2004-07-03 Thread Bill Woodcock

  On Fri, 2 Jul 2004, Stephen J. Wilcox wrote:
 10.1.0.1 Anycast1 (x50 boxes)
 10.2.0.1 Anycast2 (x50 boxes - different to anycast1)
 In each scenario two systems have to fail to take out any one customer.. but
 isnt the bottom one better for the usual pro anycast reasons?

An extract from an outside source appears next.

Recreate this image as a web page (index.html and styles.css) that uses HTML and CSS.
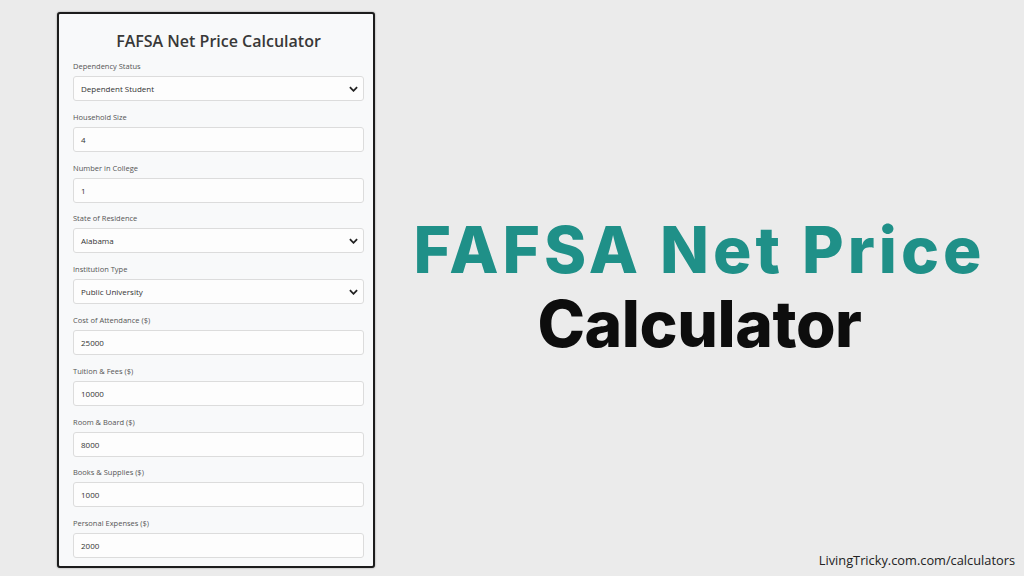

Correct, and that's what's done whenever engineering triumphs over
marketing.  The problem is that there's always a temptation to put
instances of both clouds at a single physical location, but that's
sabotaging yourself, since then the attack which takes down one will take
down the other as well.

With DNS, it really makes sense to do what you're suggesting, since DNS
has its own internal load-balancing function, and having two separate
clouds just means that you're giving both the anycast and the DNS client
load-balancing algorithms a chance to work.  With pretty much any other
protocol (except peer-to-peer clients, which also mostly do client-side
load balancing) there's a big temptation to have a single huge cloud that
appears in as many places as possible.

-Bill




Re: ultradns reachability

2004-07-02 Thread Joe Abley

On 2 Jul 2004, at 00:18, Christopher L. Morrow wrote:
So, I thought of it like this:
1) Rodney/Centergate/UltraDNS knows where all their 35000billion 
copies of
the 2 .org TLD boxes are, what network pieces they are connected to at
which bandwidths and the current utilization
2) Rodney/Centergate/UltraDNS knows which boxes in each location (there
could be multiple inside each pod, right?) are running their dns 
process
and answering at which rates
3) Rodney/Centergate/UltraDNS knows when processes die and locally stop
pushing requests to said system inside the pod
4) Rodney/Centergate/UltraDNS knows when a pod is completely down (no
systmes responding inside the local pod) so they can stop routing the 
/24
from that pod's location

So, Rodney/Centergate/UltraDNS should know almost exactly when they 
have a
problem they can term 'critical'... I most probably left out some steps
above, like wedged proceseses or loss of outbound routing to prefixes
sending reqeusts. I'm sure Paul/ISC has a fairly complete list of 
failure
modes for anycast DNS services.
All the failure modes that ISC has seen with anycast nameserver 
instances can be avoided (for the authoritative DNS service as a whole) 
by including one or more non-anycast nameservers in the NS set.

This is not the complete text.